Sydney, March 4, 2026, 17:37 AEDT — The market has closed.
- CSL Ltd dropped 1.6% to A$142.86, hitting a 52-week low.
- CSL continued snapping up its own shares in a daily filing, though it also handed out a handful of new shares through staff rights.
- CSL’s interim dividend goes ex on March 10, and traders have their eyes on it.
CSL Ltd (CSL.AX) dropped 1.6% to close at A$142.86 on Wednesday, scraping A$142.40—right at the low end of its 52-week range—while selling gripped the broader Australian market. 1
CSL holds significant weight in Australian portfolios, serving as a core defensive for numerous funds. So when the stock extends losses and hits new lows during a risk-off session, broader sentiment usually follows.
The slide comes right as investors are wading through a batch of routine, though closely tracked, capital-management disclosures from the company—daily buy-back reports, plus documentation tied to employee equity programs.
The ASX 200 closed off 1.9%, with the Australian dollar sliding as investors fretted over inflation and rate moves linked to turmoil in the Middle East. “The most immediate pressure is coming from a repricing of interest rate expectations,” said Josh Gilbert, a market analyst at eToro. 2
CSL snapped up 57,410 shares for A$8.35 million on Tuesday, according to a filing, pushing the total bought back so far to 3,971,077 shares under its current program. The company still plans to purchase as much as US$750 million of its own stock via the on-market buyback, which is set to run through June 30, 2026. 3
CSL disclosed in a separate ASX filing that it issued 39,627 ordinary shares on March 2 as part of its performance rights plan. Of that, 2,212 shares were allocated to key management personnel Andrew Schmeltz, according to the notice. 4
CSL shares have struggled since the company’s February half-year update, which showed underlying NPATA of US$1.9 billion for the six months to Dec. 31, with the full-year growth outlook left unchanged. Back then, CFO Ken Lim summed it up: “We are clearly not satisfied with our performance.”
CSL has set its interim dividend at US$1.30 per share. The stock goes ex-dividend on March 10, so investors picking up shares from that day won’t get the distribution. The record date is March 11, with payment scheduled for April 9, according to the company’s dividend notice. 5
Buybacks and dividends aren’t always enough when the tape turns against you. Should the risk-off mood deepen, and if rate expectations keep moving, even classic “safe” stocks could see more investors pulling back.

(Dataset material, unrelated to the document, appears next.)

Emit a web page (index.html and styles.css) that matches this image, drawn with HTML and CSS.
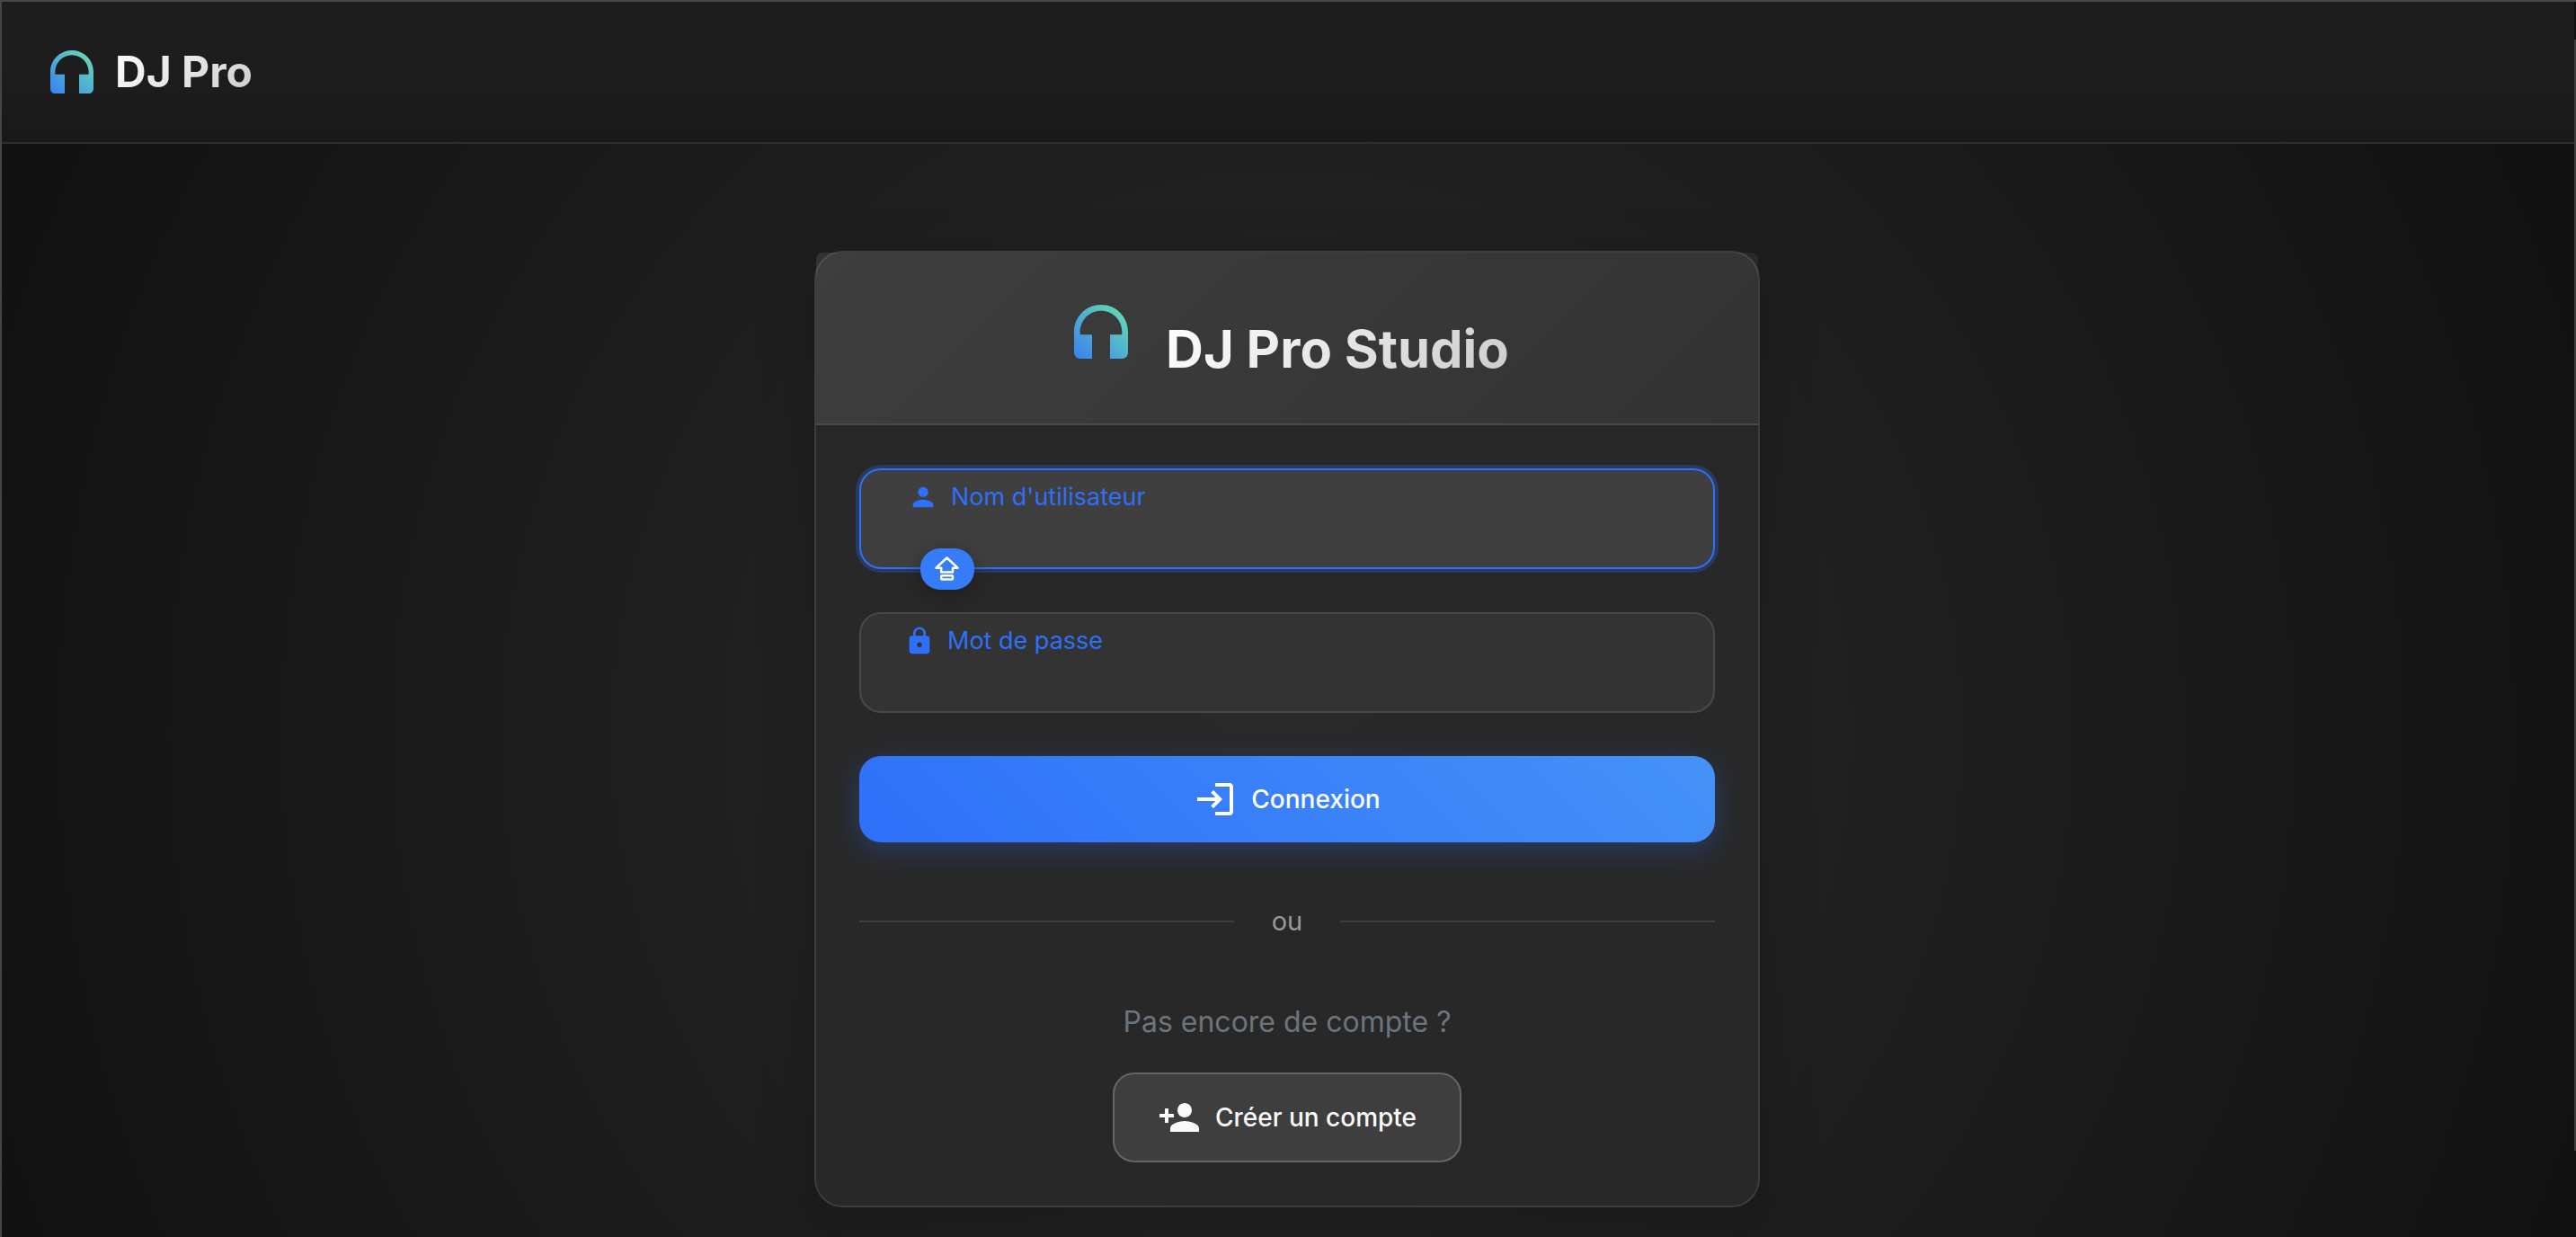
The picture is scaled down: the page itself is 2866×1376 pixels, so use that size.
FILE: index.html
```html
<!DOCTYPE html>
<html lang="fr">
<head>
<meta charset="utf-8">
<meta name="viewport" content="width=device-width, initial-scale=1">
<title>DJ Pro</title>
<link rel="stylesheet" href="styles.css">
</head>
<body>
<svg class="defs" width="0" height="0" aria-hidden="true">
  <defs>
    <linearGradient id="brand" x1="0" y1="1" x2="1" y2="0">
      <stop offset="0" stop-color="#3880f2"/>
      <stop offset="1" stop-color="#68e2ae"/>
    </linearGradient>
    <symbol id="headphones" viewBox="0 0 24 24">
      <path fill="url(#brand)" d="M12 3c-4.97 0-9 4.03-9 9v7c0 1.1.9 2 2 2h4v-8H5v-1c0-3.87 3.13-7 7-7s7 3.13 7 7v1h-4v8h4c1.1 0 2-.9 2-2v-7c0-4.97-4.03-9-9-9z"/>
    </symbol>
  </defs>
</svg>

<header class="topbar">
  <a class="brand" href="#">
    <svg class="brand-icon" aria-hidden="true"><use href="#headphones"/></svg>
    <span class="brand-name">DJ Pro</span>
  </a>
</header>

<main class="page">
  <section class="card">
    <div class="card-header">
      <svg class="card-icon" aria-hidden="true"><use href="#headphones"/></svg>
      <h1 class="card-title">DJ Pro Studio</h1>
    </div>
    <div class="card-body">
      <form class="form">
        <div class="field field-active">
          <input class="input" id="username" type="text" autocomplete="off">
          <label class="label" for="username">
            <svg class="label-icon" viewBox="0 0 24 24" aria-hidden="true"><path d="M12 12c2.21 0 4-1.79 4-4s-1.79-4-4-4-4 1.79-4 4 1.79 4 4 4zm0 2c-2.67 0-8 1.34-8 4v2h16v-2c0-2.66-5.33-4-8-4z"/></svg>
            Nom d'utilisateur
          </label>
          <span class="caps">
            <svg class="caps-icon" viewBox="0 0 28 28" aria-hidden="true"><path d="M13.500 1.500 25.500 12.700H20v4.800H7.200v-4.800H1.500z"/><rect x="7.200" y="21.200" width="12.800" height="4.400" rx="1"/></svg>
          </span>
        </div>
        <div class="field">
          <input class="input" id="password" type="password" autocomplete="off">
          <label class="label" for="password">
            <svg class="label-icon" viewBox="0 0 24 24" aria-hidden="true"><path d="M18 8h-1V6c0-2.760-2.240-5-5-5S7 3.240 7 6v2H6c-1.100 0-2 .9-2 2v10c0 1.100.9 2 2 2h12c1.100 0 2-.9 2-2V10c0-1.100-.9-2-2-2zm-6 9c-1.100 0-2-.9-2-2s.9-2 2-2 2 .9 2 2-.9 2-2 2zm3.100-9H8.900V6c0-1.710 1.390-3.100 3.100-3.100s3.100 1.390 3.100 3.100v2z"/></svg>
            Mot de passe
          </label>
        </div>
        <button class="btn btn-primary" type="submit">
          <svg class="btn-icon" viewBox="0 0 24 24" aria-hidden="true"><path d="M11 7 9.600 8.400l2.600 2.600H2v2h10.200l-2.600 2.600L11 17l5-5zM20 19h-8v2h8c1.100 0 2-.9 2-2V5c0-1.100-.9-2-2-2h-8v2h8z"/></svg>
          Connexion
        </button>
      </form>
      <div class="divider"><span class="divider-text">ou</span></div>
      <div class="signup">
        <p class="signup-text">Pas encore de compte ?</p>
        <button class="btn btn-secondary" type="button">
          <svg class="btn-icon" viewBox="0 0 24 24" aria-hidden="true"><path d="M15 12c2.210 0 4-1.790 4-4s-1.790-4-4-4-4 1.790-4 4 1.790 4 4 4zm-9-2V7H4v3H1v2h3v3h2v-3h3v-2zm9 4c-2.670 0-8 1.340-8 4v2h16v-2c0-2.660-5.330-4-8-4z"/></svg>
          Créer un compte
        </button>
      </div>
    </div>
  </section>
</main>
</body>
</html>
```
FILE: styles.css
```css
*,
*::before,
*::after {
  box-sizing: border-box;
}

html {
  height: 100%;
}

body {
  display: flex;
  flex-direction: column;
  min-height: 100%;
  margin: 0;
  padding-right: 2px;
  background: #111111;
  color: #f8f9fa;
  font-family: Inter, "Liberation Sans", sans-serif;
}

/* Thin window frame laid over the page */
body::after {
  content: "";
  position: fixed;
  inset: 0;
  background:
    linear-gradient(#434a43, #434a43) top / 100% 2px no-repeat,
    linear-gradient(#454545, #454545) left / 2px 100% no-repeat,
    linear-gradient(transparent 44px, #3c3c3c 44px, #3c3c3c calc(100% - 96px), transparent calc(100% - 96px)) right / 2px 100% no-repeat;
  pointer-events: none;
}

.defs {
  position: absolute;
}

.topbar {
  display: flex;
  align-items: center;
  padding: 48px 48px 46px;
  border-bottom: 2px solid #2f2f2f;
  background: linear-gradient(#1d1d1d 50%, #191919);
}

.brand {
  display: flex;
  align-items: center;
  gap: 16px;
  color: inherit;
  text-decoration: none;
}

.brand-icon {
  width: 64px;
  height: 64px;
}

.brand-name,
.card-title {
  background: linear-gradient(135deg, #ffffff, #cccccc);
  background-clip: text;
  color: transparent;
}

.brand-name {
  font-size: 48px;
  font-weight: 700;
  line-height: 64px;
}

.page {
  flex: 1;
  display: flex;
  justify-content: center;
  align-items: flex-start;
  padding: 119px 32px 32px;
  background: radial-gradient(circle at 50% 54%, #292929, #111111);
}

.card {
  width: 100%;
  max-width: 1052px;
  border: 2px solid #3d3d3d;
  border-radius: 32px;
  background: rgba(41, 41, 41, 0.9);
  box-shadow: 0 16px 64px rgba(0, 0, 0, 0.2);
}

.card-header {
  display: flex;
  justify-content: center;
  gap: 32px;
  padding: 48px;
  border-bottom: 2px solid #4a4a4a;
  border-radius: 8px 8px 0 0;
  background: linear-gradient(135deg, rgba(255, 255, 255, 0.1), rgba(255, 255, 255, 0.05));
}

.card-icon {
  width: 80px;
  height: 80px;
}

.card-title {
  margin: 24px 0 0;
  font-size: 58px;
  font-weight: 700;
  line-height: 70px;
}

.card-body {
  padding: 48px;
}

.form {
  display: flex;
  flex-direction: column;
  gap: 48px;
}

.field {
  position: relative;
}

.input {
  display: block;
  width: 100%;
  height: 112px;
  padding: 48px 48px 16px;
  border: 2px solid #494949;
  border-radius: 24px;
  outline: none;
  background: #333333;
  color: #f8f9fa;
  font: inherit;
  font-size: 32px;
}

.field-active .input {
  border-color: #2e70f9;
  background: #3f3f3f;
  box-shadow: 0 0 0 4px rgba(46, 112, 249, 0.25);
}

.label {
  position: absolute;
  top: 14px;
  left: 50px;
  display: flex;
  align-items: center;
  gap: 14px;
  color: #2e70f9;
  font-size: 27px;
  line-height: 36px;
}

.field-active .label {
  left: 54px;
}

.label-icon {
  width: 34px;
  height: 34px;
  fill: currentColor;
}

.caps {
  position: absolute;
  top: 89px;
  left: 68px;
  display: flex;
  align-items: center;
  justify-content: center;
  width: 60px;
  height: 46px;
  border-radius: 22px;
  background: #367cf8;
  box-shadow: 0 4px 24px rgba(0, 0, 0, 0.3);
}

.caps-icon {
  width: 28px;
  height: 28px;
  fill: none;
  stroke: #ffffff;
  stroke-width: 2.5;
  stroke-linejoin: round;
}

.btn {
  display: flex;
  align-items: center;
  justify-content: center;
  gap: 16px;
  border-radius: 24px;
  color: #ffffff;
  font-family: inherit;
  font-size: 28px;
  font-weight: 500;
  line-height: 48px;
}

.btn-primary {
  padding: 24px 48px;
  border: 0;
  background: linear-gradient(45deg, #2e70f9, #4592f8);
  box-shadow: 0 8px 32px rgba(46, 112, 249, 0.3);
}

.btn-secondary {
  padding: 24px 48px;
  border: 2px solid #666666;
  background: #3e3e3e;
  color: #f8f9fa;
}

.btn-icon {
  width: 48px;
  height: 48px;
  fill: currentColor;
}

.divider {
  display: flex;
  align-items: center;
  gap: 10px;
  margin: 64px 0;
}

.divider::before,
.divider::after {
  content: "";
  flex: 1;
  height: 2px;
  background: #3f3f3f;
}

.divider-text {
  padding: 0 32px;
  color: #999999;
  font-size: 29px;
  line-height: 48px;
}

.signup {
  display: flex;
  flex-direction: column;
  align-items: center;
  gap: 32px;
}

.signup-text {
  margin: 0;
  color: #6c757d;
  font-size: 32px;
  line-height: 48px;
}
```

Next session, attention will be on CSL to see if it holds above the session low, with the buyback program still running. Traders are also weighing if Wednesday’s spike in bond yields, oil, and the currency will cool off.
Next up is CSL’s ex-dividend date on March 10. The company plans to release the AUD and NZD payout equivalents once the March 11 record date has passed.